(Instructions to follow):
Take the lines from the top down to and including the one with "string; level: 0" and repeat them exactly. Omit images.

(Provided data):
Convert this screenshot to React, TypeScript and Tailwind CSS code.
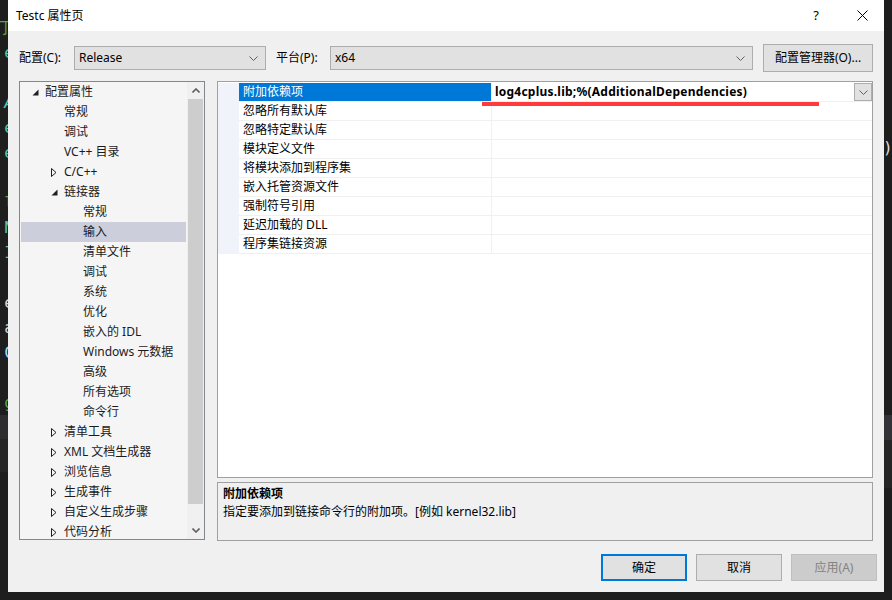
import React from "react";

const FONT = "font-['Noto_Sans','Noto_Sans_CJK_SC',sans-serif]";

type TreeItem = { label: string; level: 0 | 1 | 2; arrow?: "open" | "closed"; selected?: boolean };

const treeItems: TreeItem[] = [
  { label: "配置属性", level: 0, arrow: "open" },
  { label: "常规", level: 1 },
  { label: "调试", level: 1 },
  { label: "VC++ 目录", level: 1 },
  { label: "C/C++", level: 1, arrow: "closed" },
  { label: "链接器", level: 1, arrow: "open" },
  { label: "常规", level: 2 },
  { label: "输入", level: 2, selected: true },
  { label: "清单文件", level: 2 },
  { label: "调试", level: 2 },
  { label: "系统", level: 2 },
  { label: "优化", level: 2 },
  { label: "嵌入的 IDL", level: 2 },
  { label: "Windows 元数据", level: 2 },
  { label: "高级", level: 2 },
  { label: "所有选项", level: 2 },
  { label: "命令行", level: 2 },
  { label: "清单工具", level: 1, arrow: "closed" },
  { label: "XML 文档生成器", level: 1, arrow: "closed" },
  { label: "浏览信息", level: 1, arrow: "closed" },
  { label: "生成事件", level: 1, arrow: "closed" },
  { label: "自定义生成步骤", level: 1, arrow: "closed" },
  { label: "代码分析", level: 1, arrow: "closed" },
];

const levelPad: Record<number, string> = { 0: "pl-[8px]", 1: "pl-[27px]", 2: "pl-[46px]" };

const props = [
  "附加依赖项",
  "忽略所有默认库",
  "忽略特定默认库",
  "模块定义文件",
  "将模块添加到程序集",
  "嵌入托管资源文件",
  "强制符号引用",
  "延迟加载的 DLL",
  "程序集链接资源",
];

const leftCode: { c: string; color: string }[] = [
  { c: "丁", color: "text-[#57a64a]" },
  { c: "e", color: "text-[#4ec9b0]" },
  { c: "", color: "" },
  { c: "A", color: "text-[#4ec9b0] italic" },
  { c: "e", color: "text-[#4ec9b0]" },
  { c: "e", color: "text-[#4ec9b0]" },
  { c: "", color: "" },
  { c: "l", color: "text-[#57a64a]" },
  { c: "N", color: "text-[#4ec9b0]" },
  { c: "I", color: "text-[#4ec9b0]" },
  { c: "", color: "" },
  { c: "e", color: "text-[#dcdcdc]" },
  { c: "a", color: "text-[#dcdcdc]" },
  { c: "C", color: "text-[#9cdcfe]" },
  { c: "", color: "" },
  { c: "g", color: "text-[#57a64a]" },
];

function Chevron({ color = "#606060" }: { color?: string }) {
  return (
    <svg width="9" height="5" viewBox="0 0 9 5">
      <path d="M0.5 0.5 L4.5 4.5 L8.5 0.5" fill="none" stroke={color} strokeWidth="1" />
    </svg>
  );
}

function Select({ value, w }: { value: string; w: string }) {
  return (
    <div className={`${w} h-[24px] bg-[#e1e1e1] border border-[#adadad] flex items-center pl-[4px] pr-[7px]`}>
      <span className="flex-1 text-[12px] text-black">{value}</span>
      <Chevron />
    </div>
  );
}

function TreeArrow({ kind }: { kind?: "open" | "closed" }) {
  if (kind === "open")
    return (
      <svg width="7" height="7" viewBox="0 0 7 7">
        <path d="M6.5 0.5 L6.5 6.5 L0.5 6.5 Z" fill="#1e1e1e" />
      </svg>
    );
  if (kind === "closed")
    return (
      <svg width="6" height="9" viewBox="0 0 6 9">
        <path d="M0.5 0.5 L5 4.5 L0.5 8.5 Z" fill="none" stroke="#1e1e1e" strokeWidth="1" />
      </svg>
    );
  return null;
}

function ScrollCaret({ up }: { up: boolean }) {
  return (
    <svg width="8" height="5" viewBox="0 0 8 5">
      <path
        d={up ? "M0.5 4.5 L4 1 L7.5 4.5" : "M0.5 0.5 L4 4 L7.5 0.5"}
        fill="none"
        stroke="#606060"
        strokeWidth="1.6"
      />
    </svg>
  );
}

export default function App() {
  return (
    <div className={`w-[892px] h-[600px] bg-[#1e1e1e] flex overflow-hidden ${FONT}`}>
      {/* left desktop strip */}
      <div className="w-[8px] h-full flex flex-col overflow-hidden font-['DejaVu_Sans_Mono',monospace]">
        <div className="h-[15px]" />
        {leftCode.map((l, i) => (
          <div key={i} className="h-[25px] flex items-center justify-end">
            <span className={`text-[16px] leading-none mr-[-6px] ${l.color}`}>{l.c}</span>
          </div>
        ))}
        <div className="h-[24px] bg-[#2d2d30]" />
        <div className="h-[33px] bg-[#252526]" />
      </div>

      {/* dialog */}
      <div className="w-[876px] h-[592px] bg-[#f0f0f0] flex flex-col">
        {/* title bar */}
        <div className="h-[31px] bg-white flex items-center pl-[8px]">
          <span className="flex-1 text-[12px] text-black">Testc 属性页</span>
          <span className="text-[13px] text-black mr-[38px]">?</span>
          <svg width="11" height="11" viewBox="0 0 11 11" className="mr-[16px]">
            <path d="M0.5 0.5 L10.5 10.5 M10.5 0.5 L0.5 10.5" stroke="#000" strokeWidth="1" />
          </svg>
        </div>

        <div className="flex-1 flex flex-col px-[11px]">
          {/* config row */}
          <div className="mt-[13px] h-[28px] flex items-center text-[12px] text-black">
            <span className="w-[55px]">配置(C):</span>
            <Select value="Release" w="w-[192px]" />
            <span className="ml-[10px] w-[54px]">平台(P):</span>
            <Select value="x64" w="w-[423px]" />
            <div className="ml-auto w-[110px] h-[28px] bg-[#e1e1e1] border border-[#adadad] flex items-center justify-center">
              配置管理器(O)...
            </div>
          </div>

          {/* main area */}
          <div className="mt-[9px] h-[460px] flex gap-[12px]">
            {/* tree */}
            <div className="w-[186px] h-[459px] border border-[#828790] bg-[#f5f5f5] flex">
              <div className="flex-1 overflow-hidden pl-[1px] pr-[1px]">
                {treeItems.map((t, i) => (
                  <div
                    key={i}
                    className={`h-[20px] flex items-center text-[12px] text-[#1b1b1b] ${levelPad[t.level]} ${
                      t.selected ? "bg-[#cccedb]" : ""
                    }`}
                  >
                    <div className="w-[12px] flex items-center justify-center">
                      <TreeArrow kind={t.arrow} />
                    </div>
                    <span className="ml-[4px] whitespace-nowrap">{t.label}</span>
                  </div>
                ))}
              </div>
              <div className="w-[17px] bg-[#f0f0f0] flex flex-col">
                <div className="h-[17px] flex items-center justify-center">
                  <ScrollCaret up />
                </div>
                <div className="h-[405px] bg-[#cdcdcd] mx-[1px]" />
                <div className="flex-1" />
                <div className="h-[17px] flex items-center justify-center">
                  <ScrollCaret up={false} />
                </div>
              </div>
            </div>

            {/* right column */}
            <div className="flex-1 flex flex-col">
              <div className="relative h-[397px] border border-[#a0a0a0] bg-white pt-[1px]">
                {props.map((p, i) => (
                  <div key={i} className="h-[19px] flex text-[12px]">
                    <div className="w-[21px] bg-[#f0f4fa]" />
                    <div
                      className={`w-[252px] flex items-center pl-[4px] border-b ${
                        i === 0 ? "bg-[#0078d7] text-white border-[#f0f0f0]" : "text-black border-[#f0f0f0]"
                      }`}
                    >
                      {p}
                    </div>
                    <div className="w-[1px] bg-[#f0f0f0]" />
                    <div className="flex-1 flex items-center border-b border-[#f0f0f0]">
                      {i === 0 && (
                        <>
                          <span className="flex-1 pl-[3px] font-bold text-black whitespace-nowrap tracking-[0.23px]">
                            log4cplus.lib;%(AdditionalDependencies)
                          </span>
                          <div className="w-[18px] h-[18px] bg-[#e1e1e1] border border-[#adadad] flex items-center justify-center self-start">
                            <Chevron />
                          </div>
                        </>
                      )}
                    </div>
                  </div>
                ))}
                <div className="absolute left-[264px] top-[20px] w-[337px] h-[4px] bg-[#ff3b3b]" />
              </div>
              <div className="mt-[4px] h-[59px] border border-[#a0a0a0] bg-[#f0f0f0] pl-[5px] pt-[2px] text-[12px] text-black">
                <div className="font-bold h-[18px] flex items-center">附加依赖项</div>
                <div className="h-[18px] flex items-center">指定要添加到链接命令行的附加项。[例如 kernel32.lib]</div>
              </div>
            </div>
          </div>

          {/* buttons */}
          <div className="mt-[13px] flex justify-end gap-[9px] mr-[-4px] text-[12px]">
            <div className="w-[86px] h-[27px] bg-[#e1e1e1] border-2 border-[#0078d7] flex items-center justify-center text-black">
              确定
            </div>
            <div className="w-[86px] h-[27px] bg-[#e1e1e1] border border-[#adadad] flex items-center justify-center text-black">
              取消
            </div>
            <div className="w-[86px] h-[27px] bg-[#cccccc] border border-[#bfbfbf] flex items-center justify-center text-[#838383]">
              应用(A)
            </div>
          </div>
        </div>
      </div>

      {/* right desktop strip */}
      <div className="w-[8px] h-full flex flex-col overflow-hidden">
        <div className="h-[136px]" />
        <div className="h-[24px] flex items-center">
          <span className="text-[16px] leading-none text-[#dcdcdc] ml-[-1px] font-['DejaVu_Sans_Mono',monospace]">)</span>
        </div>
        <div className="h-[255px]" />
        <div className="h-[25px] bg-[#333337]" />
        <div className="h-[48px] bg-[#252526]" />
      </div>
    </div>
  );
}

(Full solution):
Convert this screenshot to React, TypeScript and Tailwind CSS code.
import React from "react";

const FONT = "font-['Noto_Sans','Noto_Sans_CJK_SC',sans-serif]";

type TreeItem = { label: string; level: 0 | 1 | 2; arrow?: "open" | "closed"; selected?: boolean };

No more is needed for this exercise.